So Beth March (the next-to-youngest, sweetest, most selfless--which is saying a lot since all the March girls are saints) dies.

She contracts scarlet fever (Drama! Scare! Woe!) and then gets better (Miracle! Beth! Goodness!). And then some YEARS later... she dies.

But she doesn't really die of anything. She's just "weakened" by that scarlet fever forever. And the look in her eyes is sad and lifeless. For years. And then she's all, "Well, I never thought I would live very long anyway...I always knew I would die young." And then she's put in a room to die for MONTHS and months.

But she's not dying of anything. She's just... sad? I mean, they even mistake her dying for being in love with someone she can't have and she's all, "Nope. That's not my secret sorrow. It's that I'm dying..."

What the hell, Beth? She pretty much just wills herself dead.
Am I missing something here?

Date: 2011-04-12 10:29 pm (UTC)
From: [identity profile] luyistew.livejournal.com
Plain and simple! I like your work!

Date: 2011-04-12 10:52 pm (UTC)
From: [identity profile] gwangi.livejournal.com
Severe infections can lead to a surprising amount of lymph node scarring (as can chronic infections like HIV) that can inhibit your ability to fight off later diseases. Or maybe she had leukemia. Or lupus! Do they have a better description of her later symptoms? Does she run a fever or have a headache or whatever before she dies?

Date: 2011-04-13 01:03 am (UTC)
From: [identity profile] pen-grunt.livejournal.com
She doesn't have a fever or headache. She still keeps on working like a champ... she's just a bit more tired than usual and seems uncommonly wistful.

Is there a disease that had uncommon wistfulness as a symptom?

I've read theories (because this is driving me nuts) that she had rheumatic fever and her heart progressively weakened. Of course, this is a fictional character so who knows.

Alcott has her deciding to die for several years after her recovery from scarlet fever.

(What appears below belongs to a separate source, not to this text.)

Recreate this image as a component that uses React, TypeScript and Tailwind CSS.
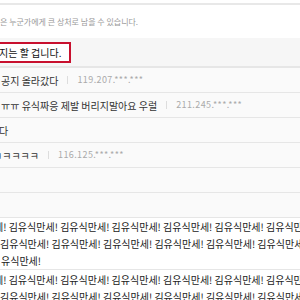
const rows = [
  { text: "공지 올라갔다", ml: "ml-[1px]", ip: "119.207.***.***" },
  { text: "ㅠㅠ 유식짜응 제발 버리지말아요 우럴", ml: "ml-[1px]", ip: "211.245.***.***" },
  { text: "다", ml: "ml-[-1px]", ip: "" },
  { text: "ㅋㅋㅋㅋㅋ", ml: "ml-[-7px]", ip: "116.125.***.***" },
  { text: "", ml: "", ip: "" },
  { text: "", ml: "", ip: "" },
];

const rep = "김유식만세! ".repeat(7);

const App = () => {
  return (
    <main className="w-[300px] h-[300px] overflow-hidden bg-white font-['Noto_Sans_CJK_KR',sans-serif]">
      {/* notice */}
      <div className="mt-[3px] border-t-2 border-[#e8e8e8] h-[35px] flex items-center whitespace-nowrap text-[8px] text-[#999]">
        은 누군가에게 큰 상처로 남을 수 있습니다.
      </div>

      {/* title */}
      <div className="bg-[#f6f6f6] h-[30px] pt-[4px] border-b-2 border-[#e6e6e6]">
        <div className="w-[74px] h-[21px] -ml-[3px] border-2 border-[#c8102e] bg-white flex items-center whitespace-nowrap text-[10px] text-[#111]">
          지는 할 겁니다.
        </div>
      </div>

      {/* comments */}
      <div className="bg-[#fafafa]">
        {rows.map((r, i) => (
          <div
            key={i}
            className="h-[25px] border-b border-[#e6e6e6] flex items-center whitespace-nowrap"
          >
            {r.text && (
              <span className={`${r.ml} text-[10px] text-[#333]`}>{r.text}</span>
            )}
            {r.ip && (
              <>
                <span className="mx-[9px] h-[8px] w-px bg-[#ddd]" />
                <span className="text-[9px] tracking-[0.4px] text-[#aaa]">{r.ip}</span>
              </>
            )}
          </div>
        ))}
      </div>

      {/* body */}
      <div className="border-b border-[#e6e6e6] text-[10px] leading-[17px] text-[#222] whitespace-nowrap overflow-hidden">
        <div className="-ml-[6px]">세! {rep}</div>
        <div>{rep}</div>
        <div className="ml-[1px]">유식만세!</div>
      </div>
      <div className="text-[10px] leading-[17px] text-[#222] whitespace-nowrap overflow-hidden pt-[1px]">
        <div className="-ml-[6px]">세! {rep}</div>
        <div>{rep}</div>
      </div>
    </main>
  );
};

export default App;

Date: 2011-04-13 04:27 am (UTC)
From: [identity profile] silverpoet01.livejournal.com
That's an interesting perspective, and honestly, I don't disagree. She's sick, and never fully recovers. I always have given it the benefit of the doubt that she remained feeling unwell or was afflicted with something that they couldn't properly diagnose in that time period. Possibly something immune hindering related, I'd gathered, because most of that time period if they couldn't figure out what was entirely wrong with you, you were just considered fragile.

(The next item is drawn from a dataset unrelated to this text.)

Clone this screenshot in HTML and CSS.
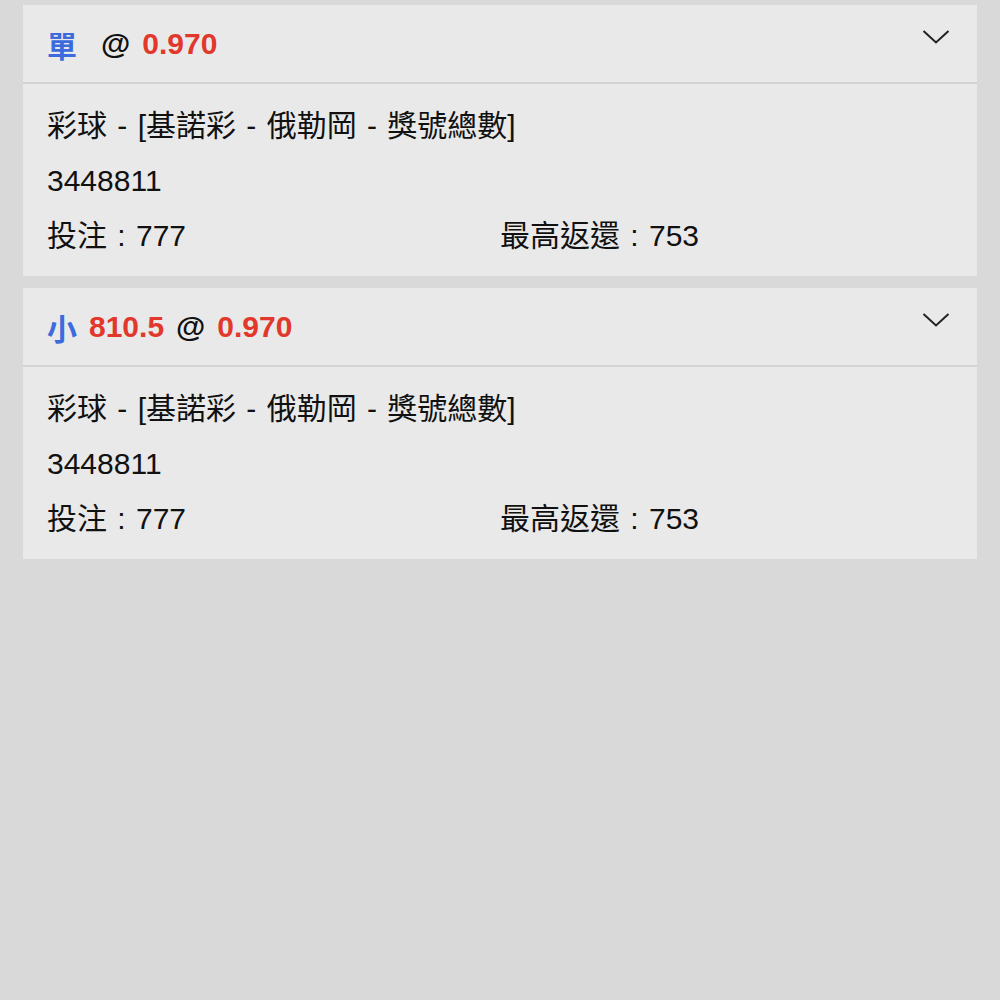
FILE: index.html
```html
<!DOCTYPE html>
<html lang="zh-Hant">
<head>
    <meta charset="UTF-8">
    <meta name="viewport" content="width=device-width, initial-scale=1.0">
    <title>注單</title>
    <link rel="stylesheet" href="styles.css">
</head>
<body>
    <div class="list">
        <div class="bet">
            <div class="bet-head">
                <div class="pick">
                    <span class="side">單</span>
                    <span class="line"></span>
                    <span class="at">@</span>
                    <span class="odds">0.970</span>
                </div>
                <svg class="chevron" width="28" height="16" viewBox="0 0 28 16">
                    <path d="M1.5 2 L14 13.5 L26.5 2" fill="none" stroke="#222" stroke-width="2"/>
                </svg>
            </div>
            <div class="bet-body">
                <div class="row">彩球 - [基諾彩 - 俄勒岡 - 獎號總數]</div>
                <div class="row">3448811</div>
                <div class="row cols">
                    <span>投注 : 777</span>
                    <span>最高返還 : 753</span>
                </div>
            </div>
        </div>
        <div class="bet">
            <div class="bet-head">
                <div class="pick">
                    <span class="side">小</span>
                    <span class="line">810.5</span>
                    <span class="at">@</span>
                    <span class="odds">0.970</span>
                </div>
                <svg class="chevron" width="28" height="16" viewBox="0 0 28 16">
                    <path d="M1.5 2 L14 13.5 L26.5 2" fill="none" stroke="#222" stroke-width="2"/>
                </svg>
            </div>
            <div class="bet-body">
                <div class="row">彩球 - [基諾彩 - 俄勒岡 - 獎號總數]</div>
                <div class="row">3448811</div>
                <div class="row cols">
                    <span>投注 : 777</span>
                    <span>最高返還 : 753</span>
                </div>
            </div>
        </div>
    </div>
</body>
</html>
```

FILE: styles.css
```css
html, body {
    margin: 0;
    background: #d9d9d9;
}
body {
    font-family: "Liberation Sans", "Noto Sans CJK TC", sans-serif;
    color: #111;
    min-height: 1000px;
}
.list {
    padding: 5px 23px;
    display: flex;
    flex-direction: column;
    gap: 12px;
}
.bet {
    background: #e9e9e9;
}
.bet-head {
    display: flex;
    align-items: center;
    justify-content: space-between;
    padding: 0 27px 0 24px;
    border-bottom: 2px solid #d3d3d3;
    box-sizing: border-box;
    height: 79px;
}
.pick {
    display: flex;
    align-items: center;
    gap: 12px;
    font-size: 30px;
    font-weight: bold;
}
.side {
    color: #3b6bdc;
}
.line, .odds {
    color: #e2372b;
}
.at {
    color: #111;
}
.chevron {
    align-self: flex-start;
    margin-top: 24px;
}
.bet-body {
    padding: 14px 24px 13px;
    font-size: 30px;
    word-spacing: 2px;
}
.row {
    line-height: 55px;
    height: 55px;
}
.cols {
    display: grid;
    grid-template-columns: 1fr 1fr;
}
```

However, she watches her sisters live these fulfilling, interesting lives, good, bad or other. She's coddled and told she's never well enough to do anything. Maybe she felt physically bad, maybe not. Maybe it was all in her head because people kept reminding her off how fragile she is/was. She feels like a burden. If anything, I think it was somewhat on purpose that this message by Alcott is in there, it's entirely possible that all those factors did end up just sucking out her spirit.

Date: 2011-04-13 04:17 pm (UTC)
From: [identity profile] pen-grunt.livejournal.com
It was definitely a "she's fragile" thing--but she's still working like a champ in the book... she just looks "sad".

I mean, for cripe's sake, they mistake a withering, years-long disease for being lovesick!

Date: 2011-04-13 03:58 pm (UTC)
From: [identity profile] grenacia.livejournal.com
I thought the decline and death of Beth was based on the decline and death of the author's real-life sister (which I presumed to be equally mysterious), but I could be wrong, not having read up on the appropriate biographical info.

Date: 2011-04-13 04:16 pm (UTC)
From: [identity profile] pen-grunt.livejournal.com
It is, but it was also kind of mysterious--she had scarlet fever and then died of "complications from scarlet fever".

I don't think they really knew what she died of back then. I mean, they may have thought they knew, but they certainly weren't given access to antibiotics.

Today if you get scarlet fever it's a "take this antibiotic and you can go back to school in 24 hours" thing. Then it was a "weeks of being in bed and almost dying and waiting for the fever to break on its own and maybe making it through" kind of thing. So I guess it could have been leftover complications from YEARS after scarlet fever... but the way it's describe is just so...strange.